This code snippet deals with financial time-series data analysis and visualization.

Using the ewm() and rolling() functions on the ‘Close’ price column of a pandas DataFrame (df), we compute the Exponential Moving Average (EMA) and Simple Moving Average (SMA) for different time windows (9, 5, 10, 15, and 30). Shift() shifts the computed values back by one period, so they align with the corresponding date.

The second block of code generates a new plot using the plotly go module. Multiple traces can be added to the plot with the add_trace() function, each representing one of the computed moving averages and the original ‘Close’ price.
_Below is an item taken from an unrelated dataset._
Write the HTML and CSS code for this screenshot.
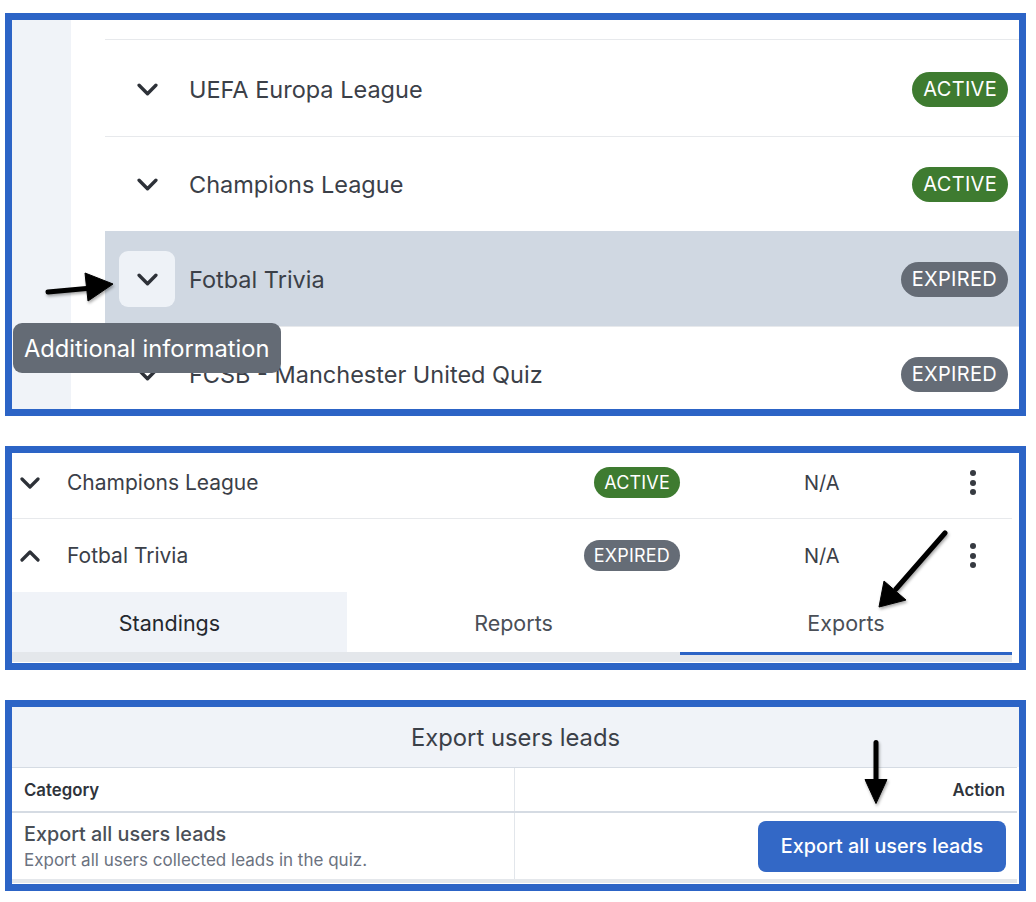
FILE: index.html
```html
<!DOCTYPE html>
<html lang="en">
<head>
<meta charset="utf-8">
<title>Quiz leads export</title>
<link rel="stylesheet" href="styles.css">
</head>
<body>
<section class="panel panel-list">
  <aside class="side"></aside>
  <div class="list">
    <div class="row row-cut"></div>
    <div class="row">
      <span class="chev-btn"><svg class="chev" viewBox="0 0 20 12"><path d="M2 2 L10 10 L18 2"/></svg></span>
      <span class="name">UEFA Europa League</span>
      <span class="badge badge-active">ACTIVE</span>
    </div>
    <div class="row">
      <span class="chev-btn"><svg class="chev" viewBox="0 0 20 12"><path d="M2 2 L10 10 L18 2"/></svg></span>
      <span class="name">Champions League</span>
      <span class="badge badge-active">ACTIVE</span>
    </div>
    <div class="row row-hl">
      <span class="chev-btn chev-btn-focus"><svg class="chev" viewBox="0 0 20 12"><path d="M2 2 L10 10 L18 2"/></svg></span>
      <span class="name">Fotbal Trivia</span>
      <span class="badge badge-expired">EXPIRED</span>
    </div>
    <div class="row">
      <span class="chev-btn"><svg class="chev" viewBox="0 0 20 12"><path d="M2 2 L10 10 L18 2"/></svg></span>
      <span class="name">FCSB - Manchester United Quiz</span>
      <span class="badge badge-expired">EXPIRED</span>
    </div>
  </div>
  <div class="tooltip">Additional information</div>
  <svg class="overlay" viewBox="0 0 1007 389">
    <path class="arrow-shaft" d="M36 272 L80 268"/>
    <polygon class="arrow-head" points="73,253 101,264 76,281"/>
  </svg>
</section>

<section class="panel panel-rows">
  <div class="rows">
    <div class="trow trow-first">
      <span class="tchev"><svg class="chev-sm" viewBox="0 0 20 12"><path d="M2 2 L10 10 L18 2"/></svg></span>
      <span class="tname">Champions League</span>
      <span class="tbadge"><span class="badge badge-sm badge-active">ACTIVE</span></span>
      <span class="tspace"></span>
      <span class="tval">N/A</span>
      <span class="kebab"><i></i><i></i><i></i></span>
    </div>
    <div class="trow">
      <span class="tchev"><svg class="chev-sm" viewBox="0 0 20 12"><path d="M2 10 L10 2 L18 10"/></svg></span>
      <span class="tname">Fotbal Trivia</span>
      <span class="tbadge"><span class="badge badge-sm badge-expired">EXPIRED</span></span>
      <span class="tspace"></span>
      <span class="tval">N/A</span>
      <span class="kebab"><i></i><i></i><i></i></span>
    </div>
    <div class="tabs">
      <div class="tab tab-first">Standings</div>
      <div class="tab">Reports</div>
      <div class="tab tab-active">Exports</div>
    </div>
    <div class="strip"></div>
  </div>
  <svg class="overlay" viewBox="0 0 1007 208">
    <path class="arrow-shaft" d="M933 79 L884 135"/>
    <polygon class="arrow-head" points="872,127 894,146 867,153"/>
  </svg>
</section>

<section class="panel panel-export">
  <div class="ex-title">Export users leads</div>
  <div class="ex-table">
    <div class="ex-head">
      <div class="ex-cell ex-cat">Category</div>
      <div class="ex-cell ex-act">Action</div>
    </div>
    <div class="ex-body">
      <div class="ex-cell ex-info">
        <div class="ex-name">Export all users leads</div>
        <div class="ex-sub">Export all users collected leads in the quiz.</div>
      </div>
      <div class="ex-cell ex-btn-cell">
        <button class="ex-btn">Export all users leads</button>
      </div>
    </div>
    <div class="ex-foot"></div>
  </div>
  <svg class="overlay" viewBox="0 0 1007 176">
    <path class="arrow-shaft" d="M864 35 L864 74"/>
    <polygon class="arrow-head" points="853,72 875,72 864,96"/>
  </svg>
</section>
</body>
</html>
```

FILE: styles.css
```css
* { box-sizing: border-box; }

body {
  margin: 0;
  padding: 13px 0 0 5px;
  background: #ffffff;
  font-family: Inter, "Noto Sans", "Liberation Sans", sans-serif;
  color: #3b4048;
}

.panel {
  position: relative;
  width: 1021px;
  border: 7px solid #2c64c6;
  background: #ffffff;
  overflow: hidden;
}

.overlay {
  position: absolute;
  left: 0;
  top: 0;
  width: 100%;
  height: 100%;
  pointer-events: none;
  filter: drop-shadow(1px 2px 1.5px rgba(0,0,0,0.35));
}
.arrow-shaft { stroke: #000; stroke-width: 5; fill: none; stroke-linecap: round; }
.arrow-head { fill: #000; stroke: #000; stroke-width: 1; stroke-linejoin: round; }

/* ---------- panel 1 ---------- */
.panel-list {
  height: 403px;
  display: flex;
}
.side {
  width: 59px;
  flex: none;
  background: #f0f3f8;
}
.list {
  flex: 1;
  padding-left: 34px;
  overflow: hidden;
}
.row {
  height: 95px;
  flex: none;
  display: flex;
  align-items: center;
  padding: 0 11px 0 14px;
  border-top: 1px solid #e7e9ec;
}
.row-cut {
  height: 20px;
  border-top: none;
  border-bottom: 1px solid #e7e9ec;
}
.row-cut + .row { border-top: none; height: 96px; padding-top: 2px; }
.row-hl {
  background: #d0d8e2;
  border-top-color: #d0d8e2;
}
.chev-btn {
  width: 56px;
  height: 56px;
  border-radius: 9px;
  display: flex;
  align-items: center;
  justify-content: center;
  flex: none;
}
.chev-btn-focus { background: #eef2f7; }
.chev {
  width: 21px;
  height: 13px;
}
.chev path, .chev-sm path {
  fill: none;
  stroke: #2d3138;
  stroke-width: 3.2;
  stroke-linecap: round;
  stroke-linejoin: round;
}
.name {
  margin-left: 14px;
  font-size: 23.5px;
  color: #3b4048;
}
.badge {
  margin-left: auto;
  height: 35px;
  padding: 0 11px;
  border-radius: 18px;
  display: inline-flex;
  align-items: center;
  font-size: 20px;
  letter-spacing: 0.3px;
  color: #ffffff;
}
.badge-active { background: #3e7b30; }
.badge-expired { background: #656c76; }

.tooltip {
  position: absolute;
  left: 1px;
  top: 303px;
  height: 50px;
  padding: 0 11px;
  border-radius: 9px;
  background: #646b75;
  color: #ffffff;
  font-size: 23.7px;
  display: flex;
  align-items: center;
}

/* ---------- panel 2 ---------- */
.panel-rows {
  margin-top: 30px;
  height: 224px;
  padding-right: 7px;
}
.trow {
  display: grid;
  grid-template-columns: 55px 489px 124px 124px 142px 54px 12px;
  align-items: center;
  height: 73px;
}
.trow-first {
  height: 66px;
  padding-bottom: 6px;
  border-bottom: 1px solid #e7e9ec;
}
.tchev {
  padding-left: 8px;
  display: flex;
}
.chev-sm { width: 20px; height: 12px; }
.tname { font-size: 21px; color: #3b4048; }
.tbadge { display: flex; justify-content: flex-end; }
.badge-sm {
  height: 31px;
  padding: 0 10px;
  font-size: 18px;
  letter-spacing: 0.2px;
  border-radius: 16px;
}
.tval { font-size: 20px; color: #3b4048; }
.kebab {
  display: flex;
  flex-direction: column;
  align-items: center;
  gap: 3.5px;
}
.kebab i {
  width: 6px;
  height: 6px;
  border-radius: 50%;
  background: #363a41;
}
.tabs {
  display: grid;
  grid-template-columns: 335px 333px 332px;
  height: 63px;
}
.tab {
  display: flex;
  align-items: center;
  justify-content: center;
  font-size: 21.5px;
  color: #4a4f57;
  border-bottom: 3px solid #e4e7eb;
  padding-top: 2px;
}
.tab-first { background: #f0f3f8; color: #24282e; padding-right: 20px; }
.tab-active { border-bottom-color: #2c64c6; }
.strip {
  height: 7px;
  background: #e4e7eb;
}

/* ---------- panel 3 ---------- */
.panel-export {
  margin-top: 30px;
  height: 191px;
}
.ex-title {
  height: 60px;
  background: #f0f3f8;
  display: flex;
  align-items: center;
  justify-content: center;
  font-size: 23.8px;
  color: #3b4048;
}
.ex-table {
  margin-right: 2px;
  border-top: 1px solid #d5dbe3;
}
.ex-head, .ex-body {
  display: grid;
  grid-template-columns: 503px 1fr;
}
.ex-head {
  height: 45px;
  border-bottom: 2px solid #d5dbe3;
}
.ex-cell { display: flex; align-items: center; }
.ex-cat, .ex-act {
  font-size: 16.8px;
  font-weight: 600;
  color: #2f343b;
}
.ex-cat { padding-left: 12px; border-right: 1px solid #e2e6eb; }
.ex-act { justify-content: flex-end; padding-right: 12px; }
.ex-body { height: 66px; }
.ex-info {
  flex-direction: column;
  align-items: flex-start;
  justify-content: center;
  padding-left: 12px;
  border-right: 1px solid #e2e6eb;
  gap: 4px;
}
.ex-name { font-size: 19.8px; font-weight: 500; color: #4a4f57; }
.ex-sub { font-size: 17px; color: #6b7280; }
.ex-btn-cell { justify-content: flex-end; padding-right: 11px; }
.ex-btn {
  width: 248px;
  height: 51px;
  border: none;
  border-radius: 8px;
  background: #3368c6;
  color: #ffffff;
  font-family: inherit;
  font-size: 19.8px;
  font-weight: 500;
}
.ex-foot {
  height: 4px;
  background: #e4e7eb;
}
```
Each trace has a different name, which is displayed in the legend. Set the opacity parameter to make the ‘Close’ price trace appear as a shaded area in the background.

The show() function displays the resulting plot in an interactive window. The resulting plot shows the different moving averages and the ‘Close’ price over time, so it’s easy to compare their trends.

Relative Strength Index

To predict whether a stock is overbought or oversold, I’ll add the RSI indicator.

def relative_strength_idx(df, n=14):
    close = df['Close']
    delta = close.diff()
    delta = delta[1:]
    pricesUp = delta.copy()
    pricesDown = delta.copy()
    pricesUp[pricesUp < 0] = 0
    pricesDown[pricesDown > 0] = 0
    rollUp = pricesUp.rolling(n).mean()
    rollDown = pricesDown.abs().rolling(n).mean()
    rs = rollUp / rollDown
    rsi = 100.0 - (100.0 / (1.0 + rs))
    return rsi

df['RSI'] = relative_strength_idx(df).fillna(0)
fig = go.Figure(go.Scatter(x=df.Date, y=df.RSI, name='RSI'))
fig.show()

The code calculates the Relative Strength Index (RSI) of a stock, which is a technical momentum indicator used in financial analysis to measure the strength of a stock’s price action. RSI is calculated based on the average gains and losses of the stock over a specified period of time.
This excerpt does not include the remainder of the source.